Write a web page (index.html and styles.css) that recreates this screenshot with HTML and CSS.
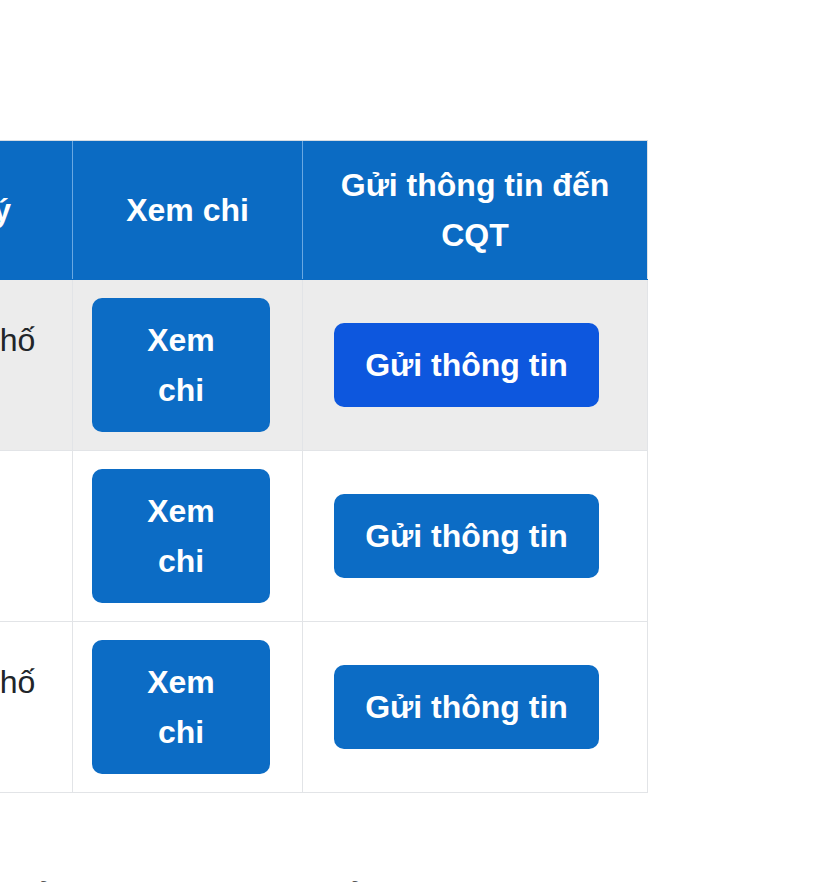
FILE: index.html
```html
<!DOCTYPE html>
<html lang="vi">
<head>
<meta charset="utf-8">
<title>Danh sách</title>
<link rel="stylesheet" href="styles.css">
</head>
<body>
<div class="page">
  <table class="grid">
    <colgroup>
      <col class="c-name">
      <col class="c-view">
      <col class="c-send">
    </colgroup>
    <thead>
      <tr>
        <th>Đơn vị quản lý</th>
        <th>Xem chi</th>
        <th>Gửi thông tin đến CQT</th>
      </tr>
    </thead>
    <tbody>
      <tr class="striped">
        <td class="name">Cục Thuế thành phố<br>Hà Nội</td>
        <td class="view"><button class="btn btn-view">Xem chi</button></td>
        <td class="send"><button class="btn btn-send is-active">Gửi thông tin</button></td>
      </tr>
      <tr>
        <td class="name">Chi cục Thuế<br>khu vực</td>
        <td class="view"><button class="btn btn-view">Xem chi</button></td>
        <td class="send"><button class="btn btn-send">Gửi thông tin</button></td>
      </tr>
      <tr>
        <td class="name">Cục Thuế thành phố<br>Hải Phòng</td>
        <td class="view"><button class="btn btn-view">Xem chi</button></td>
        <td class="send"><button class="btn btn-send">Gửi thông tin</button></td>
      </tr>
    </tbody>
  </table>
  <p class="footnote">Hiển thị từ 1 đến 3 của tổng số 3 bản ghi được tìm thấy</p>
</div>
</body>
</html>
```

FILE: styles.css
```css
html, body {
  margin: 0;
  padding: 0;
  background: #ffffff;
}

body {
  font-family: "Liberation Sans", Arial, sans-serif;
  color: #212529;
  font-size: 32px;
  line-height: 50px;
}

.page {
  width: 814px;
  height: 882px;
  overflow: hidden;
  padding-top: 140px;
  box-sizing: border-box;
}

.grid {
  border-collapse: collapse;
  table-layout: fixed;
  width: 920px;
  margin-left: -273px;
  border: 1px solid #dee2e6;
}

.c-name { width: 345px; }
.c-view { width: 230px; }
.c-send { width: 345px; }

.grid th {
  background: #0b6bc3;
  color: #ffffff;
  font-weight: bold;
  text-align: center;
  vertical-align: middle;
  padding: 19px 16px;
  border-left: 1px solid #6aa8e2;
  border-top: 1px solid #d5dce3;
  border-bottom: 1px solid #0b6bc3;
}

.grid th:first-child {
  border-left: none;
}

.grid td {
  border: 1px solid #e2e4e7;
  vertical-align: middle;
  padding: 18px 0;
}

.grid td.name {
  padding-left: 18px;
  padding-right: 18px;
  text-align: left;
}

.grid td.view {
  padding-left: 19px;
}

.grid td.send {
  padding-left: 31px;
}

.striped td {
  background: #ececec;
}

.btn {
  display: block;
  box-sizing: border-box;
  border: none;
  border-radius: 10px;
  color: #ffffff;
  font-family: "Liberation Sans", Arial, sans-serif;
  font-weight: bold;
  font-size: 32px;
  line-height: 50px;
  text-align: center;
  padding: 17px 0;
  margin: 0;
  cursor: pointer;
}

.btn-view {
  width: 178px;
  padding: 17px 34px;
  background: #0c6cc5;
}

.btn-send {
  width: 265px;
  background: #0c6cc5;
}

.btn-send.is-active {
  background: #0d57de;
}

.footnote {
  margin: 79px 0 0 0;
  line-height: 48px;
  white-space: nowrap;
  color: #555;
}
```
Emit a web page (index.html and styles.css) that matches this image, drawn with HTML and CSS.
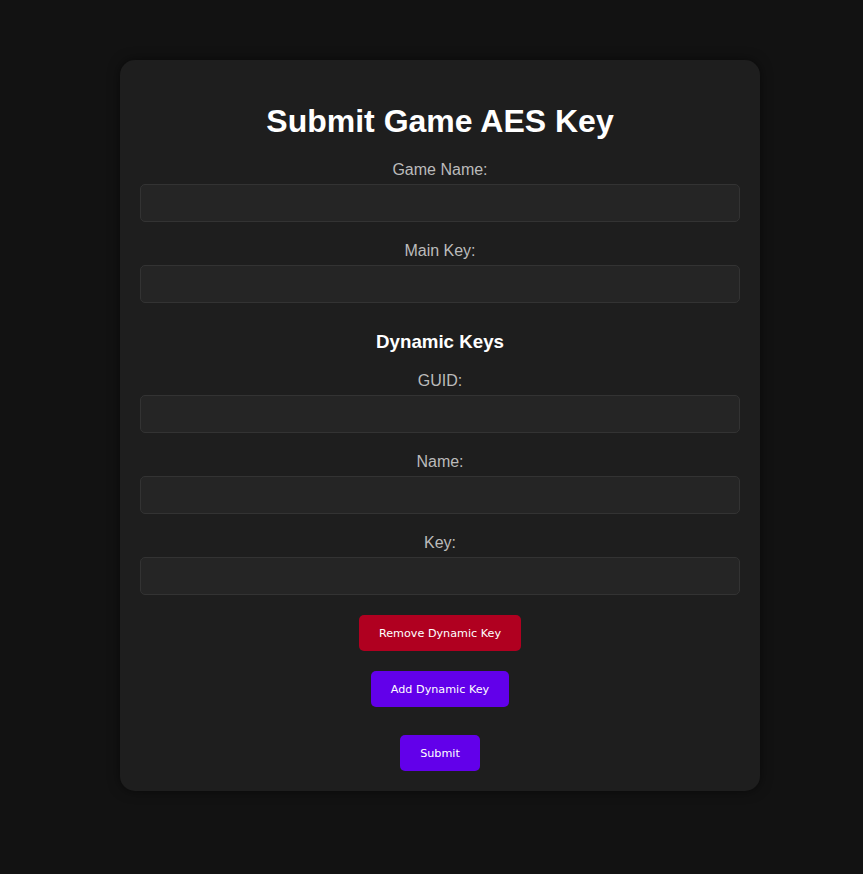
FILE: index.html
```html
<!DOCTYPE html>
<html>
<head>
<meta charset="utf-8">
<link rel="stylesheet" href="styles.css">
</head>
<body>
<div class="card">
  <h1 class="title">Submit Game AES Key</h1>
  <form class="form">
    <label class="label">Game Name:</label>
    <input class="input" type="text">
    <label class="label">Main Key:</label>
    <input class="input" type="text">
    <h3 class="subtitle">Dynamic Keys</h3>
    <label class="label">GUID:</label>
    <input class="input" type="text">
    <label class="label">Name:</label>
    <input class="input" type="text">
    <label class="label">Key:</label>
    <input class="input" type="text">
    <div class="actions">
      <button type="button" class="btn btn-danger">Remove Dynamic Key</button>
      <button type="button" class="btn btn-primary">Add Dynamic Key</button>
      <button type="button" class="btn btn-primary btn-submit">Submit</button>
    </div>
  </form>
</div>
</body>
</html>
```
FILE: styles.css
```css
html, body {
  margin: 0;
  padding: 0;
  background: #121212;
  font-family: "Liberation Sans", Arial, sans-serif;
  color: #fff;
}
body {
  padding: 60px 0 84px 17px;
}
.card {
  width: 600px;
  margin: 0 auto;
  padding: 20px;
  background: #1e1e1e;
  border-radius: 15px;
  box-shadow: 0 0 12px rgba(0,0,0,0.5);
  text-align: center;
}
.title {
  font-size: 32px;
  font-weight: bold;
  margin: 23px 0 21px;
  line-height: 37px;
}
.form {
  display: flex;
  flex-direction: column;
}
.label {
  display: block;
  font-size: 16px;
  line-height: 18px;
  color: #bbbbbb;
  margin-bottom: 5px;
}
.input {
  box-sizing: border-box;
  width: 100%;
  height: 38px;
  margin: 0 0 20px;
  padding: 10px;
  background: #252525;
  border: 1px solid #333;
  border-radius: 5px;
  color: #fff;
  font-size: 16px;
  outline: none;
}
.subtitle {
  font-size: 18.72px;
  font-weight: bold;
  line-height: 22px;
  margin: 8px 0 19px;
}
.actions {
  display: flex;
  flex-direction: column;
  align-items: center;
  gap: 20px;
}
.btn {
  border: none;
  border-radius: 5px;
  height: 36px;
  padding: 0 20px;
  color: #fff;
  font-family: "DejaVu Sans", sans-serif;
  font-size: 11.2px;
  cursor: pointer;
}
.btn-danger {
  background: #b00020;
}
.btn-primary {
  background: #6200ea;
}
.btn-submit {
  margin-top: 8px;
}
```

**Requirements**
Filter the records, keeping only lines that contain "page", and show those lines.

**Task answer**
Write a web page (index.html and styles.css) that recreates this screenshot with HTML and CSS.
<div class="page">
.page {
Emit a web page (index.html and styles.css) that matches this image, drawn with HTML and CSS.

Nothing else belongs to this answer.